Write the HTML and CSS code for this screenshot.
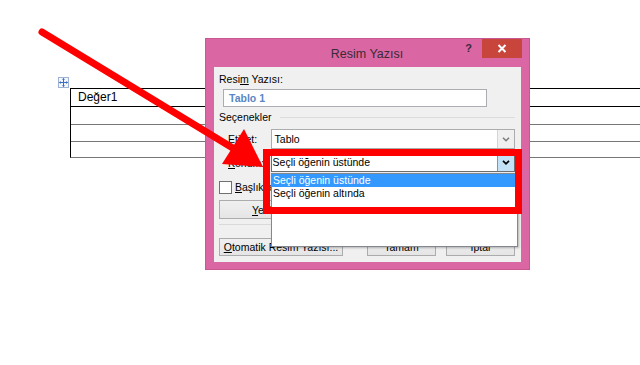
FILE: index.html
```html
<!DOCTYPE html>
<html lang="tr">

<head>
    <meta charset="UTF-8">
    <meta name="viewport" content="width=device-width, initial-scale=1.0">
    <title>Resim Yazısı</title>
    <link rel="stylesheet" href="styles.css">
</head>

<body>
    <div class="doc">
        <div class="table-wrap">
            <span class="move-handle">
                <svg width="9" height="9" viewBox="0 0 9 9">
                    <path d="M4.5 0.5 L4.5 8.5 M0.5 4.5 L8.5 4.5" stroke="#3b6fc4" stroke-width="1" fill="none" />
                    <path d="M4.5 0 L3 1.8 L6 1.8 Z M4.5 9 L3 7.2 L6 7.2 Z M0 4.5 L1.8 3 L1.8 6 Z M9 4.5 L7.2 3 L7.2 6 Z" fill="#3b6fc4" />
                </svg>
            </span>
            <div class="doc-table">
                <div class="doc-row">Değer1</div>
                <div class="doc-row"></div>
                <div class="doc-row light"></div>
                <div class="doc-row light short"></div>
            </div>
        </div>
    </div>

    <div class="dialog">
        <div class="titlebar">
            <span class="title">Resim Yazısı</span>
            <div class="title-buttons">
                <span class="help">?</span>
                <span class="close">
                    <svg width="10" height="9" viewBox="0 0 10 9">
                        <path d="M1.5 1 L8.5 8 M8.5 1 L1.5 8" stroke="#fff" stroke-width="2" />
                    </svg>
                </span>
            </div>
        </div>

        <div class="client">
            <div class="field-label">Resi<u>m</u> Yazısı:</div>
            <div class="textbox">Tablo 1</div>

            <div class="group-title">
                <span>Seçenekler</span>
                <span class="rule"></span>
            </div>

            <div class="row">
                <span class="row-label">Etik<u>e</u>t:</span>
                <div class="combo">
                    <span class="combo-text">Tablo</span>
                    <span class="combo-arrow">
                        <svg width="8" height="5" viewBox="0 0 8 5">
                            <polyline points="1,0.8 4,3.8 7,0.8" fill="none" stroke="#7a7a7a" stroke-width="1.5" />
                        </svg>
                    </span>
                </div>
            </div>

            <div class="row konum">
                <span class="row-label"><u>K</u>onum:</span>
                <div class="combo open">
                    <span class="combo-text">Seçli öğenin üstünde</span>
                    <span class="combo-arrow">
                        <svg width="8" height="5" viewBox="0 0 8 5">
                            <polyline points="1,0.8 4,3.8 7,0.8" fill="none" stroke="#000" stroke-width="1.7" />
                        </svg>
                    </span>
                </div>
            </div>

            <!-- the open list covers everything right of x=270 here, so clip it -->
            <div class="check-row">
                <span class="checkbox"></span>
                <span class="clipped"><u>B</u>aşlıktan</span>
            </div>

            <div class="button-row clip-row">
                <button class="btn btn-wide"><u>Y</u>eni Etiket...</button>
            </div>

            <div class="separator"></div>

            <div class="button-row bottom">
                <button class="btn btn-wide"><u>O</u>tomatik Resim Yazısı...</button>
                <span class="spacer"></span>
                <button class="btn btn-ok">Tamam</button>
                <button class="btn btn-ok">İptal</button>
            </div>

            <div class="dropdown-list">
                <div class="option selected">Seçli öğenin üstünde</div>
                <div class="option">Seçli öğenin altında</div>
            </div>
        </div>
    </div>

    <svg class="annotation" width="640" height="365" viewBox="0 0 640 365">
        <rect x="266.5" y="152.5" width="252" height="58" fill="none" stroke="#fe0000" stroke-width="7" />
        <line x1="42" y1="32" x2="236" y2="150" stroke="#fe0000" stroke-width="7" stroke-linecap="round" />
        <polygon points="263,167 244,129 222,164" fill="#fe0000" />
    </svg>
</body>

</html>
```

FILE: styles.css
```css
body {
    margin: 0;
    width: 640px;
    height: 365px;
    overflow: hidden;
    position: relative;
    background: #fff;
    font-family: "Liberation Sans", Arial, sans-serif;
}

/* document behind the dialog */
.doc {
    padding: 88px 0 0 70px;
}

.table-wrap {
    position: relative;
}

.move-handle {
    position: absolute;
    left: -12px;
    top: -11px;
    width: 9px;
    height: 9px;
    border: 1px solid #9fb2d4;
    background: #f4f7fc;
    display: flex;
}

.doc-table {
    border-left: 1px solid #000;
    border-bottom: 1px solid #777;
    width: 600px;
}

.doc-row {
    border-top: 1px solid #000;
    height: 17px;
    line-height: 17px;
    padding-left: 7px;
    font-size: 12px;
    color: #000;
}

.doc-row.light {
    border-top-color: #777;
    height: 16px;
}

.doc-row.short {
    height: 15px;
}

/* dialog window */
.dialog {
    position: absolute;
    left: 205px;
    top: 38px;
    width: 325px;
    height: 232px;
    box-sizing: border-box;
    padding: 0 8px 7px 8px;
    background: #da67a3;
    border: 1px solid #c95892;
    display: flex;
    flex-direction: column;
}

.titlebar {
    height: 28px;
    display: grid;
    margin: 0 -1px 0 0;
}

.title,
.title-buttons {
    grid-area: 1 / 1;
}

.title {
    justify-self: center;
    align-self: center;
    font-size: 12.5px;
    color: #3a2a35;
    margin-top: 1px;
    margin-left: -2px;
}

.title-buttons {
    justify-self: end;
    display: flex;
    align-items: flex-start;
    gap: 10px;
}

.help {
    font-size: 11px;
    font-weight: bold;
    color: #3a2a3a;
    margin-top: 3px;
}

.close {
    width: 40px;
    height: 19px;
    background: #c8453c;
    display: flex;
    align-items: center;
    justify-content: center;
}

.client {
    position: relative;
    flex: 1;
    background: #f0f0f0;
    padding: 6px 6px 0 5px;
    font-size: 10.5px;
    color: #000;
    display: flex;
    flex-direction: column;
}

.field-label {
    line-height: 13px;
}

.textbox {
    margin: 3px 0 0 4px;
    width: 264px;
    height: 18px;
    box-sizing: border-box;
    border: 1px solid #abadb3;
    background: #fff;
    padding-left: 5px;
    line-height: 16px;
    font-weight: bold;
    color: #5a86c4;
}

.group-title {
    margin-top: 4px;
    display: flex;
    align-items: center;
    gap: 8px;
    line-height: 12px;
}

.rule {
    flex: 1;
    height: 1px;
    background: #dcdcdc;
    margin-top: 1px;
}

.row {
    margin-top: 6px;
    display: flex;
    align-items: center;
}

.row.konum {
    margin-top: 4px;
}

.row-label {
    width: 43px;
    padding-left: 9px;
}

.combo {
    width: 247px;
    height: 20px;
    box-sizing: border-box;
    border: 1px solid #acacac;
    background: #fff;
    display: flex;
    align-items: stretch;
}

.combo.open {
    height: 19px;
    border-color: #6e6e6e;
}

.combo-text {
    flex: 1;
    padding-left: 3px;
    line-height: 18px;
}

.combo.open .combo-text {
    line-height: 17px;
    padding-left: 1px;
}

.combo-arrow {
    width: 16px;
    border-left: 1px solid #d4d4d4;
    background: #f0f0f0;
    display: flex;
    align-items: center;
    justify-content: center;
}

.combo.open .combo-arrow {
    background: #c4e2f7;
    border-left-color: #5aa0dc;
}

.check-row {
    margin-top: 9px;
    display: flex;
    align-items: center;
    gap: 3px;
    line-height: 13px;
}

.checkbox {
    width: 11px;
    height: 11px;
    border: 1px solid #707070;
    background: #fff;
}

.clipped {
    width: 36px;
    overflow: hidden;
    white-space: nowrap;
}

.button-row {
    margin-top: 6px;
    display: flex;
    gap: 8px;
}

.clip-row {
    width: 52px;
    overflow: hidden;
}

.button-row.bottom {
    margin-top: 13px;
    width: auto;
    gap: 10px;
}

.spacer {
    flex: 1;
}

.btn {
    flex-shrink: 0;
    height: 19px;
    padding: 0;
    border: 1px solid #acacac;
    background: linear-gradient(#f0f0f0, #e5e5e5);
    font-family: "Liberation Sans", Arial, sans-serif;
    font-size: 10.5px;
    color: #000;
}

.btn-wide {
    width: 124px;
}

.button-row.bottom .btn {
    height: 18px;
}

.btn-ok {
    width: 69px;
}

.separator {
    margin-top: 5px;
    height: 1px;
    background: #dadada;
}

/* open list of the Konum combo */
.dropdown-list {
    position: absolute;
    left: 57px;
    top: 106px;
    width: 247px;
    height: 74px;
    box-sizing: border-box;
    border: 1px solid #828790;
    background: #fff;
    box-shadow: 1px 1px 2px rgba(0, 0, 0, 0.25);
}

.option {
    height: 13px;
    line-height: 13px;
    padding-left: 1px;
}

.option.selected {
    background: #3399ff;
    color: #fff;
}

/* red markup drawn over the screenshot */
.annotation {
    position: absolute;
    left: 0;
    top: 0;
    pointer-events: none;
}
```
******************************
**Task requirements**
Only the number is wanted: how many lines of the material contain the word "screenshot"?

**Result of the task**
2